[Start SUPPLIED MATERIAL]

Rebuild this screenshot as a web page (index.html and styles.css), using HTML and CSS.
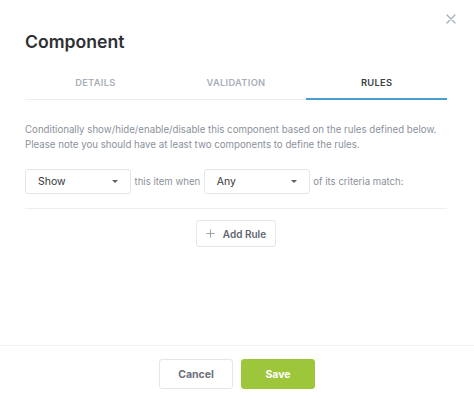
FILE: index.html
```html
<!DOCTYPE html>
<html>
<head>
<meta charset="utf-8">
<link rel="stylesheet" href="styles.css">
</head>
<body>
<div class="modal">
  <button class="close" aria-label="Close">
    <svg width="10" height="10" viewBox="0 0 10 10"><path d="M1 1L9 9M9 1L1 9" stroke="#a3abb8" stroke-width="1.2" fill="none" stroke-linecap="round"/></svg>
  </button>
  <div class="body">
    <h1 class="title">Component</h1>
    <div class="tabs">
      <div class="tab">DETAILS</div>
      <div class="tab">VALIDATION</div>
      <div class="tab active">RULES</div>
    </div>
    <p class="desc">Conditionally show/hide/enable/disable this component based on the rules defined below.<br>Please note you should have at least two components to define the rules.</p>
    <div class="rule-row">
      <div class="select"><span>Show</span><span class="caret"></span></div>
      <span class="label">this item when</span>
      <div class="select"><span>Any</span><span class="caret"></span></div>
      <span class="label">of its criteria match:</span>
    </div>
    <div class="add-wrap">
      <button class="add-btn"><svg width="9" height="9" viewBox="0 0 9 9"><path d="M4.5 0.5V8.5M0.5 4.5H8.5" stroke="#9aa1ad" stroke-width="1" fill="none"/></svg><span>Add Rule</span></button>
    </div>
  </div>
  <div class="footer">
    <button class="btn cancel">Cancel</button>
    <button class="btn save">Save</button>
  </div>
</div>
</body>
</html>
```
FILE: styles.css
```css
* { box-sizing: border-box; }
html, body { margin: 0; padding: 0; background: #fff; }
body { font-family: Inter, "Noto Sans", "Liberation Sans", sans-serif; }
.modal {
  position: relative;
  width: 474px;
  height: 402px;
  display: flex;
  flex-direction: column;
  background: #fff;
}
.close {
  position: absolute;
  top: 14px;
  left: 446px;
  width: 10px;
  height: 10px;
  padding: 0;
  border: 0;
  background: none;
  display: flex;
}
.body {
  flex: 1;
  padding: 30px 27px 0 25px;
}
.title {
  margin: 0;
  font-size: 17.6px;
  line-height: 24px;
  font-weight: 600;
  color: #2e3034;
}
.tabs {
  margin-top: 12px;
  display: flex;
  border-bottom: 1px solid #eceef1;
}
.tab {
  flex: 1;
  text-align: center;
  font-size: 9.3px;
  line-height: 14px;
  font-weight: 600;
  letter-spacing: 0.3px;
  color: #a9afb9;
  padding: 10px 0 8px;
  border-bottom: 2px solid transparent;
  margin-bottom: -1px;
}
.tab.active {
  color: #3b3e44;
  border-bottom-color: #4a9ecf;
}
.desc {
  margin: 22px 0 0;
  font-size: 9.7px;
  line-height: 15px;
  color: #8c919b;
  white-space: nowrap;
}
.rule-row {
  margin-top: 17px;
  display: flex;
  align-items: center;
  gap: 3.5px;
  padding-bottom: 14px;
  border-bottom: 1px solid #eceef1;
}
.select {
  width: 106px;
  height: 25px;
  border: 1px solid #e3e6ea;
  border-radius: 3px;
  display: flex;
  align-items: center;
  justify-content: space-between;
  padding: 0 12px 0 12px;
  font-size: 10.5px;
  color: #34373c;
}
.caret {
  width: 0;
  height: 0;
  border-left: 3.5px solid transparent;
  border-right: 3.5px solid transparent;
  border-top: 3.5px solid #5a5e66;
}
.label {
  font-size: 9.6px;
  color: #8c919b;
}
.add-wrap {
  display: flex;
  justify-content: center;
  margin-top: 11px;
}
.add-btn {
  width: 80px;
  height: 27px;
  border: 1px solid #e3e6ea;
  border-radius: 3px;
  background: #fff;
  display: flex;
  align-items: center;
  justify-content: center;
  gap: 8px;
  font-family: inherit;
  font-size: 10px;
  font-weight: 600;
  color: #5f6570;
  padding: 0;
}
.footer {
  height: 57px;
  border-top: 1px solid #f1f2f4;
  display: flex;
  justify-content: center;
  gap: 8px;
  padding-top: 13px;
}
.btn {
  width: 74px;
  height: 30px;
  border-radius: 3px;
  font-family: inherit;
  font-size: 10.5px;
  font-weight: 700;
  padding: 0;
}
.cancel {
  background: #fff;
  border: 1px solid #e3e6ea;
  color: #6b717c;
}
.save {
  background: #9ec63b;
  border: 1px solid #9ec63b;
  color: #fff;
}
```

[End SUPPLIED MATERIAL]

Please transcribe the material above exactly as written. Leave the pictures out.

• **COMPLETE ANSWER**
Rebuild this screenshot as a web page (index.html and styles.css), using HTML and CSS.
FILE: index.html
```html
<!DOCTYPE html>
<html>
<head>
<meta charset="utf-8">
<link rel="stylesheet" href="styles.css">
</head>
<body>
<div class="modal">
  <button class="close" aria-label="Close">
    <svg width="10" height="10" viewBox="0 0 10 10"><path d="M1 1L9 9M9 1L1 9" stroke="#a3abb8" stroke-width="1.2" fill="none" stroke-linecap="round"/></svg>
  </button>
  <div class="body">
    <h1 class="title">Component</h1>
    <div class="tabs">
      <div class="tab">DETAILS</div>
      <div class="tab">VALIDATION</div>
      <div class="tab active">RULES</div>
    </div>
    <p class="desc">Conditionally show/hide/enable/disable this component based on the rules defined below.<br>Please note you should have at least two components to define the rules.</p>
    <div class="rule-row">
      <div class="select"><span>Show</span><span class="caret"></span></div>
      <span class="label">this item when</span>
      <div class="select"><span>Any</span><span class="caret"></span></div>
      <span class="label">of its criteria match:</span>
    </div>
    <div class="add-wrap">
      <button class="add-btn"><svg width="9" height="9" viewBox="0 0 9 9"><path d="M4.5 0.5V8.5M0.5 4.5H8.5" stroke="#9aa1ad" stroke-width="1" fill="none"/></svg><span>Add Rule</span></button>
    </div>
  </div>
  <div class="footer">
    <button class="btn cancel">Cancel</button>
    <button class="btn save">Save</button>
  </div>
</div>
</body>
</html>
```
FILE: styles.css
```css
* { box-sizing: border-box; }
html, body { margin: 0; padding: 0; background: #fff; }
body { font-family: Inter, "Noto Sans", "Liberation Sans", sans-serif; }
.modal {
  position: relative;
  width: 474px;
  height: 402px;
  display: flex;
  flex-direction: column;
  background: #fff;
}
.close {
  position: absolute;
  top: 14px;
  left: 446px;
  width: 10px;
  height: 10px;
  padding: 0;
  border: 0;
  background: none;
  display: flex;
}
.body {
  flex: 1;
  padding: 30px 27px 0 25px;
}
.title {
  margin: 0;
  font-size: 17.6px;
  line-height: 24px;
  font-weight: 600;
  color: #2e3034;
}
.tabs {
  margin-top: 12px;
  display: flex;
  border-bottom: 1px solid #eceef1;
}
.tab {
  flex: 1;
  text-align: center;
  font-size: 9.3px;
  line-height: 14px;
  font-weight: 600;
  letter-spacing: 0.3px;
  color: #a9afb9;
  padding: 10px 0 8px;
  border-bottom: 2px solid transparent;
  margin-bottom: -1px;
}
.tab.active {
  color: #3b3e44;
  border-bottom-color: #4a9ecf;
}
.desc {
  margin: 22px 0 0;
  font-size: 9.7px;
  line-height: 15px;
  color: #8c919b;
  white-space: nowrap;
}
.rule-row {
  margin-top: 17px;
  display: flex;
  align-items: center;
  gap: 3.5px;
  padding-bottom: 14px;
  border-bottom: 1px solid #eceef1;
}
.select {
  width: 106px;
  height: 25px;
  border: 1px solid #e3e6ea;
  border-radius: 3px;
  display: flex;
  align-items: center;
  justify-content: space-between;
  padding: 0 12px 0 12px;
  font-size: 10.5px;
  color: #34373c;
}
.caret {
  width: 0;
  height: 0;
  border-left: 3.5px solid transparent;
  border-right: 3.5px solid transparent;
  border-top: 3.5px solid #5a5e66;
}
.label {
  font-size: 9.6px;
  color: #8c919b;
}
.add-wrap {
  display: flex;
  justify-content: center;
  margin-top: 11px;
}
.add-btn {
  width: 80px;
  height: 27px;
  border: 1px solid #e3e6ea;
  border-radius: 3px;
  background: #fff;
  display: flex;
  align-items: center;
  justify-content: center;
  gap: 8px;
  font-family: inherit;
  font-size: 10px;
  font-weight: 600;
  color: #5f6570;
  padding: 0;
}
.footer {
  height: 57px;
  border-top: 1px solid #f1f2f4;
  display: flex;
  justify-content: center;
  gap: 8px;
  padding-top: 13px;
}
.btn {
  width: 74px;
  height: 30px;
  border-radius: 3px;
  font-family: inherit;
  font-size: 10.5px;
  font-weight: 700;
  padding: 0;
}
.cancel {
  background: #fff;
  border: 1px solid #e3e6ea;
  color: #6b717c;
}
.save {
  background: #9ec63b;
  border: 1px solid #9ec63b;
  color: #fff;
}
```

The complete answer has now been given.